The Journals of Lewis & Clark: Clark, September 4, 1806

Clark, September 4, 1806

Thursday 4th September 1806

The Musquitors became troublesom early this morning I rose at the usial hour found all the party as wet as rain could make them. as we were in want of Some tobacco I purposed to Mr. Airs to furnish us with 4 Carrots for which we would Pay the amount to any Merchant of St. Louis he very readily agreed to furnish us with tobacco and gave to each man as much as it is necessary for them to use between this and St. Louis, an instance of Generossity for which every man of the party appears to acknowledge. Mr. Airs also insisted on our accepting a barrel of flourwe gave to this gentleman what Corn we Could Spear amounting to about 6 bushels, this Corn was well Calculated for his purpose as he was about to make his establishment and would have it in his power to hull the Corn & The flower was very acceptable to us. we have yet a little flour part of what we carried up from the Illinois as high as Maria's river and buried it there untill our return &c. at 8 A. M we took our leave and Set out, and proceeded on very well, at 11 A.M. passed the Enterance of the big Sieoux River which is low, and at meridian we came too at Floyds Bluff below the Enterance of Floyds river and assended the hill, with Capt Lewis and Several men, found the grave had been opened by the nativs and left half Covered. we had this grave Completely filled up, and returned to the Canoes and proceeded on to the Sand bar on which we encamped from the 12th to the 20th of August 1804 near the Mahar Village, here we came to and derected every wet article put out to dry, all the bedding of the party and Skins being wet. as it was late in the evening we deturmined to continue all night. had issued to each man of the party a cup of flour. we See no Species of Game on the river as usial except wild geese and pelicans. I observed near Sergt Floyds Grave a number of flurishing black walnut trees, these are the first which I have seen decending the river. a little before night Several Guns were heard below and in a direction towards the Mahar village which induced us to suspect that Mr.
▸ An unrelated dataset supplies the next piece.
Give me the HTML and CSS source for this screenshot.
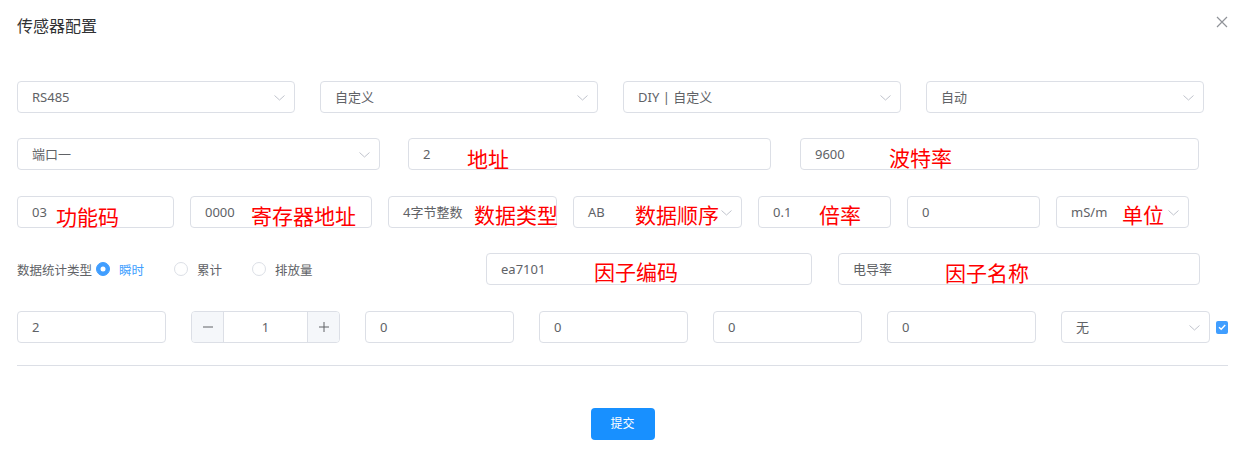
FILE: index.html
```html
<!DOCTYPE html>
<html lang="zh-CN">

<head>
    <meta charset="UTF-8">
    <meta name="viewport" content="width=device-width, initial-scale=1.0">
    <title>传感器配置</title>
    <link rel="stylesheet" href="styles.css">
</head>

<body>
    <div class="dialog">
        <div class="dialog-header">
            <span class="dialog-title">传感器配置</span>
            <span class="dialog-close">
                <svg width="12" height="12" viewBox="0 0 12 12"><path d="M1 1L11 11M11 1L1 11" stroke="#909399" stroke-width="1.2" fill="none"/></svg>
            </span>
        </div>

        <div class="dialog-body">
            <!-- 协议 / 设备 -->
            <div class="row row-1">
                <div class="field select"><span class="field-text">RS485</span><svg class="arrow" viewBox="0 0 11 6"><path d="M0.5 0.5L5.5 5L10.5 0.5"/></svg></div>
                <div class="field select"><span class="field-text">自定义</span><svg class="arrow" viewBox="0 0 11 6"><path d="M0.5 0.5L5.5 5L10.5 0.5"/></svg></div>
                <div class="field select"><span class="field-text">DIY | 自定义</span><svg class="arrow" viewBox="0 0 11 6"><path d="M0.5 0.5L5.5 5L10.5 0.5"/></svg></div>
                <div class="field select"><span class="field-text">自动</span><svg class="arrow" viewBox="0 0 11 6"><path d="M0.5 0.5L5.5 5L10.5 0.5"/></svg></div>
            </div>

            <!-- 端口 地址 波特率 -->
            <div class="row row-2">
                <div class="field select w-port"><span class="field-text">端口一</span><svg class="arrow" viewBox="0 0 11 6"><path d="M0.5 0.5L5.5 5L10.5 0.5"/></svg></div>
                <div class="field w-addr"><span class="field-text">2</span><span class="note n-addr">地址</span></div>
                <div class="field w-baud"><span class="field-text">9600</span><span class="note n-baud">波特率</span></div>
            </div>

            <!-- 功能码 寄存器 ... -->
            <div class="row row-3">
                <div class="field w-func"><span class="field-text">03</span><span class="note n-func">功能码</span></div>
                <div class="field w-reg"><span class="field-text">0000</span><span class="note n-reg">寄存器地址</span></div>
                <div class="field select w-type"><span class="field-text">4字节整数</span><span class="note n-type">数据类型</span></div>
                <div class="field select w-type"><span class="field-text">AB</span><span class="note n-order">数据顺序</span><svg class="arrow" viewBox="0 0 11 6"><path d="M0.5 0.5L5.5 5L10.5 0.5"/></svg></div>
                <div class="field w-sm"><span class="field-text">0.1</span><span class="note n-rate">倍率</span></div>
                <div class="field w-sm"><span class="field-text">0</span></div>
                <div class="field select w-sm"><span class="field-text">mS/m</span><span class="note n-unit">单位</span><svg class="arrow" viewBox="0 0 11 6"><path d="M0.5 0.5L5.5 5L10.5 0.5"/></svg></div>
            </div>

            <!-- 统计类型 因子 -->
            <div class="row row-4">
                <div class="radio-group">
                    <span class="radio-title">数据统计类型</span>
                    <label class="radio checked"><span class="radio-dot"></span><span class="radio-label">瞬时</span></label>
                    <label class="radio"><span class="radio-dot"></span><span class="radio-label">累计</span></label>
                    <label class="radio"><span class="radio-dot"></span><span class="radio-label">排放量</span></label>
                </div>
                <div class="field w-code"><span class="field-text">ea7101</span><span class="note n-code">因子编码</span></div>
                <div class="field w-name"><span class="field-text">电导率</span><span class="note n-name">因子名称</span></div>
            </div>

            <div class="row row-5">
                <div class="field w-num"><span class="field-text">2</span></div>
                <div class="stepper">
                    <span class="step-btn minus">
                        <svg width="12" height="12" viewBox="0 0 12 12"><path d="M1 6H11" stroke="#606266" stroke-width="1"/></svg>
                    </span>
                    <span class="step-value">1</span>
                    <span class="step-btn plus">
                        <svg width="12" height="12" viewBox="0 0 12 12"><path d="M1 6H11M6 1V11" stroke="#606266" stroke-width="1"/></svg>
                    </span>
                </div>
                <div class="field w-num"><span class="field-text">0</span></div>
                <div class="field w-num"><span class="field-text">0</span></div>
                <div class="field w-num"><span class="field-text">0</span></div>
                <div class="field w-num"><span class="field-text">0</span></div>
                <div class="field select w-num"><span class="field-text">无</span><svg class="arrow" viewBox="0 0 11 6"><path d="M0.5 0.5L5.5 5L10.5 0.5"/></svg></div>
                <span class="checkbox">
                    <svg width="10" height="10" viewBox="0 0 10 10"><path d="M2 5.2L4.2 7.3L8.2 3" stroke="#fff" stroke-width="1.4" fill="none"/></svg>
                </span>
            </div>
        </div>

        <div class="divider"></div>

        <div class="dialog-footer">
            <a href="javascript:;" class="btn-primary">提交</a>
        </div>
    </div>
</body>

</html>
```

FILE: styles.css
```css
* {
    margin: 0;
    padding: 0;
    box-sizing: border-box;
}

body {
    background-color: #fff;
    font-family: "Noto Sans", "Noto Sans CJK SC", sans-serif;
    font-size: 13px;
    color: #606266;
}

a {
    text-decoration: none;
}

.dialog {
    width: 1240px;
    height: 452px;
    padding: 0 12px 0 17px;
}

.dialog-header {
    display: flex;
    justify-content: space-between;
    padding-top: 14px;
    height: 81px;
}

.dialog-title {
    font-size: 16px;
    line-height: 24px;
    color: #303133;
}

.dialog-close {
    width: 12px;
    height: 12px;
    margin-top: 2px;
    display: flex;
}

.row {
    display: flex;
    align-items: center;
    height: 32px;
}

.row-1 {
    gap: 25px;
    margin-bottom: 25px;
}

.row-2 {
    margin-bottom: 26px;
}

.row-3 {
    gap: 16px;
    margin-bottom: 25px;
}

.row-4 {
    margin-bottom: 26px;
}

.row-5 {
    gap: 25px;
}

/* 输入框 */
.field {
    position: relative;
    flex: none;
    width: 278px;
    height: 32px;
    border: 1px solid #dcdfe6;
    border-radius: 4px;
    display: flex;
    align-items: center;
    padding: 0 14px;
    background-color: #fff;
    line-height: 30px;
    white-space: nowrap;
}

.field-text {
    color: #606266;
}

.arrow {
    position: absolute;
    right: 9px;
    top: 13px;
    width: 11px;
    height: 6px;
    fill: none;
    stroke: #c0c4cc;
    stroke-width: 1;
}

.w-port { width: 363px; }
.w-addr { width: 363px; margin-left: 28px; }
.w-baud { width: 399px; margin-left: 29px; }

.w-func { width: 157px; }
.w-reg { width: 182px; }
.w-type { width: 169px; }
.w-sm { width: 133px; }

.w-code { width: 326px; margin-left: auto; }
.w-name { width: 362px; margin-left: 26px; margin-right: 28px; }

.w-num { width: 149px; }

/* 红色标注 */
.note {
    position: absolute;
    font-size: 21px;
    line-height: 21px;
    color: #ff0000;
    top: 8px;
}

.n-addr { left: 58px; top: 10px; }
.n-baud { left: 88px; top: 9px; }
.n-func { left: 38px; top: 10px; }
.n-reg { left: 60px; top: 9px; }
.n-type { left: 85px; }
.n-order { left: 61px; }
.n-rate { left: 60px; }
.n-unit { left: 65px; }
.n-code { left: 107px; }
.n-name { left: 106px; top: 9px; }

/* 单选 */
.radio-group {
    display: flex;
    align-items: center;
    font-size: 12.5px;
}

.radio-title {
    color: #606266;
    margin-right: 4px;
}

.radio {
    display: flex;
    align-items: center;
    margin-right: 30px;
    cursor: pointer;
}

.radio-dot {
    width: 14px;
    height: 14px;
    border-radius: 50%;
    border: 1px solid #dcdfe6;
    background-color: #fff;
    position: relative;
}

.radio-label {
    padding-left: 9px;
    color: #606266;
}

.radio.checked .radio-dot {
    border-color: #409eff;
    background-color: #409eff;
}

.radio.checked .radio-dot::after {
    content: "";
    position: absolute;
    width: 5px;
    height: 5px;
    border-radius: 50%;
    background-color: #fff;
    top: 50%;
    left: 50%;
    transform: translate(-50%, -50%);
}

.radio.checked .radio-label {
    color: #409eff;
}

/* 计数器 */
.stepper {
    flex: none;
    width: 149px;
    height: 32px;
    border: 1px solid #dcdfe6;
    border-radius: 4px;
    display: flex;
    overflow: hidden;
}

.step-btn {
    width: 32px;
    background-color: #f5f7fa;
    display: flex;
    align-items: center;
    justify-content: center;
}

.step-btn.minus {
    border-right: 1px solid #dcdfe6;
}

.step-btn.plus {
    border-left: 1px solid #dcdfe6;
}

.step-value {
    flex: 1;
    text-align: center;
    line-height: 30px;
}

.checkbox {
    width: 13px;
    height: 13px;
    border-radius: 2px;
    background-color: #409eff;
    display: flex;
    align-items: center;
    justify-content: center;
    margin-left: -19px;
}

.divider {
    height: 1px;
    background-color: #dcdfe6;
    margin-top: 22px;
}

.dialog-footer {
    display: flex;
    justify-content: center;
    padding-top: 42px;
}

.btn-primary {
    width: 64px;
    height: 32px;
    line-height: 32px;
    text-align: center;
    border-radius: 4px;
    background-color: #1890ff;
    color: #fff;
    font-size: 12px;
}
```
McClellin who we was informed was on his way up to trade with the Mahars had arived at the Creek below and that those reports of Guns was Some of his party out hunting. every thing being dry we derected the Perogue & Canoes to be loaded and in readiness to Set out in the morning early. at dark the Musquetors became troublesom and continued So all night the party obtained but little Sleep- we made 36 miles only to daye.